* Work to do
Leave out any pictures and transcribe all other data below exactly.

======

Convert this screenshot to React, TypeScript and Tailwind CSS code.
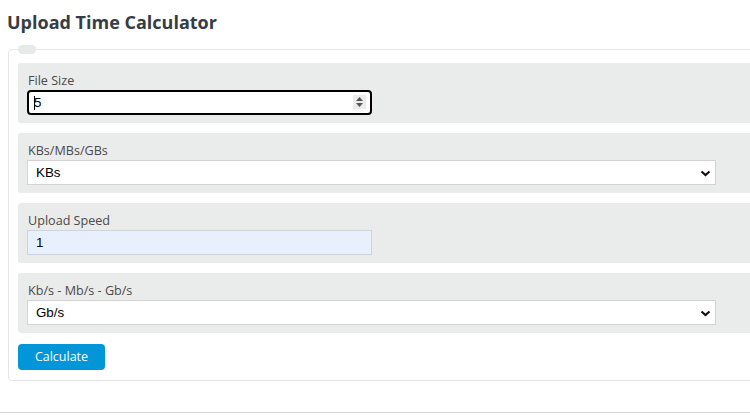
import React from "react";

const Chevron = () => (
  <svg width="11" height="7" viewBox="0 0 11 7" className="absolute right-[4px] top-[9px]">
    <polyline points="1.5,1.5 5.5,5 9.5,1.5" fill="none" stroke="#111" strokeWidth="2.2" />
  </svg>
);

const Label = ({ children }: { children: React.ReactNode }) => (
  <div className="h-[18px] text-[12.6px] leading-[18px] text-[#4a4a4a] pl-[1px]" style={{ fontFamily: '"Open Sans", sans-serif' }}>
    {children}
  </div>
);

export default function App() {
  return (
    <div className="w-[750px] h-[415px] overflow-hidden bg-white relative" style={{ fontFamily: '"Open Sans", sans-serif' }}>
      <h1 className="mt-[10px] pl-[7px] h-[24px] leading-[24px] text-[18px] font-bold text-[#353c45]">
        Upload Time Calculator
      </h1>
      <div className="relative mt-[15px] ml-[8px] w-[800px] border border-[#e6e6e6] rounded-[4px] pt-[13px] px-[9px] pb-[10px] flex flex-col gap-[10px]">
        <div className="absolute left-[9px] top-[-5px] w-[18px] h-[9px] rounded-full bg-[#e8e9e9]" />
        <div className="rounded-[3px] bg-[#eaebeb] pt-[9px] pl-[9px] pb-[8px]">
          <Label>File Size</Label>
          <div className="relative w-[345px] h-[25px] border-2 border-black rounded-[4px] bg-white flex items-center pl-[5px]">
            <span className="text-[13.33px] text-black leading-none" style={{ fontFamily: '"Liberation Sans", Arial, sans-serif' }}>5</span>
            <span className="absolute left-[5px] top-[4px] w-[1px] h-[14px] bg-black" />
            <div className="absolute right-[4px] top-[3px] w-[13px] h-[14px] bg-[#ececec] flex flex-col items-center justify-center gap-[2px]">
              <svg width="7" height="4" viewBox="0 0 7 4"><polygon points="3.5,0 7,4 0,4" fill="#555" /></svg>
              <svg width="7" height="4" viewBox="0 0 7 4"><polygon points="0,0 7,0 3.5,4" fill="#555" /></svg>
            </div>
          </div>
        </div>
        <div className="rounded-[3px] bg-[#eaebeb] pt-[9px] pl-[9px] pb-[8px]">
          <Label>KBs/MBs/GBs</Label>
          <div className="relative w-[689px] h-[25px] border border-[#d3d3d3] bg-white flex items-center pl-[8px]">
            <span className="text-[13.33px] text-black" style={{ fontFamily: '"Liberation Sans", Arial, sans-serif' }}>KBs</span>
            <Chevron />
          </div>
        </div>
        <div className="rounded-[3px] bg-[#eaebeb] pt-[9px] pl-[9px] pb-[8px]">
          <Label>Upload Speed</Label>
          <div className="relative w-[345px] h-[25px] border border-[#cfd4db] bg-[#e8f0fe] flex items-center pl-[8px]">
            <span className="text-[13.33px] text-black" style={{ fontFamily: '"Liberation Sans", Arial, sans-serif' }}>1</span>
          </div>
        </div>
        <div className="rounded-[3px] bg-[#eaebeb] pt-[9px] pl-[9px] pb-[8px]">
          <Label>Kb/s - Mb/s - Gb/s</Label>
          <div className="relative w-[689px] h-[25px] border border-[#d3d3d3] bg-white flex items-center pl-[8px]">
            <span className="text-[13.33px] text-black" style={{ fontFamily: '"Liberation Sans", Arial, sans-serif' }}>Gb/s</span>
            <Chevron />
          </div>
        </div>
        <div>
          <button className="w-[87px] h-[26px] rounded-[4px] bg-[#0296d8] text-white text-[12.5px] leading-[26px] text-center">
            Calculate
          </button>
        </div>
      </div>
      <div className="mt-[31px] h-[1px] bg-[#d4d4da]" />
    </div>
  );
}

======

* Exercise answer
Convert this screenshot to React, TypeScript and Tailwind CSS code.
import React from "react";

const Chevron = () => (
  <svg width="11" height="7" viewBox="0 0 11 7" className="absolute right-[4px] top-[9px]">
    <polyline points="1.5,1.5 5.5,5 9.5,1.5" fill="none" stroke="#111" strokeWidth="2.2" />
  </svg>
);

const Label = ({ children }: { children: React.ReactNode }) => (
  <div className="h-[18px] text-[12.6px] leading-[18px] text-[#4a4a4a] pl-[1px]" style={{ fontFamily: '"Open Sans", sans-serif' }}>
    {children}
  </div>
);

export default function App() {
  return (
    <div className="w-[750px] h-[415px] overflow-hidden bg-white relative" style={{ fontFamily: '"Open Sans", sans-serif' }}>
      <h1 className="mt-[10px] pl-[7px] h-[24px] leading-[24px] text-[18px] font-bold text-[#353c45]">
        Upload Time Calculator
      </h1>
      <div className="relative mt-[15px] ml-[8px] w-[800px] border border-[#e6e6e6] rounded-[4px] pt-[13px] px-[9px] pb-[10px] flex flex-col gap-[10px]">
        <div className="absolute left-[9px] top-[-5px] w-[18px] h-[9px] rounded-full bg-[#e8e9e9]" />
        <div className="rounded-[3px] bg-[#eaebeb] pt-[9px] pl-[9px] pb-[8px]">
          <Label>File Size</Label>
          <div className="relative w-[345px] h-[25px] border-2 border-black rounded-[4px] bg-white flex items-center pl-[5px]">
            <span className="text-[13.33px] text-black leading-none" style={{ fontFamily: '"Liberation Sans", Arial, sans-serif' }}>5</span>
            <span className="absolute left-[5px] top-[4px] w-[1px] h-[14px] bg-black" />
            <div className="absolute right-[4px] top-[3px] w-[13px] h-[14px] bg-[#ececec] flex flex-col items-center justify-center gap-[2px]">
              <svg width="7" height="4" viewBox="0 0 7 4"><polygon points="3.5,0 7,4 0,4" fill="#555" /></svg>
              <svg width="7" height="4" viewBox="0 0 7 4"><polygon points="0,0 7,0 3.5,4" fill="#555" /></svg>
            </div>
          </div>
        </div>
        <div className="rounded-[3px] bg-[#eaebeb] pt-[9px] pl-[9px] pb-[8px]">
          <Label>KBs/MBs/GBs</Label>
          <div className="relative w-[689px] h-[25px] border border-[#d3d3d3] bg-white flex items-center pl-[8px]">
            <span className="text-[13.33px] text-black" style={{ fontFamily: '"Liberation Sans", Arial, sans-serif' }}>KBs</span>
            <Chevron />
          </div>
        </div>
        <div className="rounded-[3px] bg-[#eaebeb] pt-[9px] pl-[9px] pb-[8px]">
          <Label>Upload Speed</Label>
          <div className="relative w-[345px] h-[25px] border border-[#cfd4db] bg-[#e8f0fe] flex items-center pl-[8px]">
            <span className="text-[13.33px] text-black" style={{ fontFamily: '"Liberation Sans", Arial, sans-serif' }}>1</span>
          </div>
        </div>
        <div className="rounded-[3px] bg-[#eaebeb] pt-[9px] pl-[9px] pb-[8px]">
          <Label>Kb/s - Mb/s - Gb/s</Label>
          <div className="relative w-[689px] h-[25px] border border-[#d3d3d3] bg-white flex items-center pl-[8px]">
            <span className="text-[13.33px] text-black" style={{ fontFamily: '"Liberation Sans", Arial, sans-serif' }}>Gb/s</span>
            <Chevron />
          </div>
        </div>
        <div>
          <button className="w-[87px] h-[26px] rounded-[4px] bg-[#0296d8] text-white text-[12.5px] leading-[26px] text-center">
            Calculate
          </button>
        </div>
      </div>
      <div className="mt-[31px] h-[1px] bg-[#d4d4da]" />
    </div>
  );
}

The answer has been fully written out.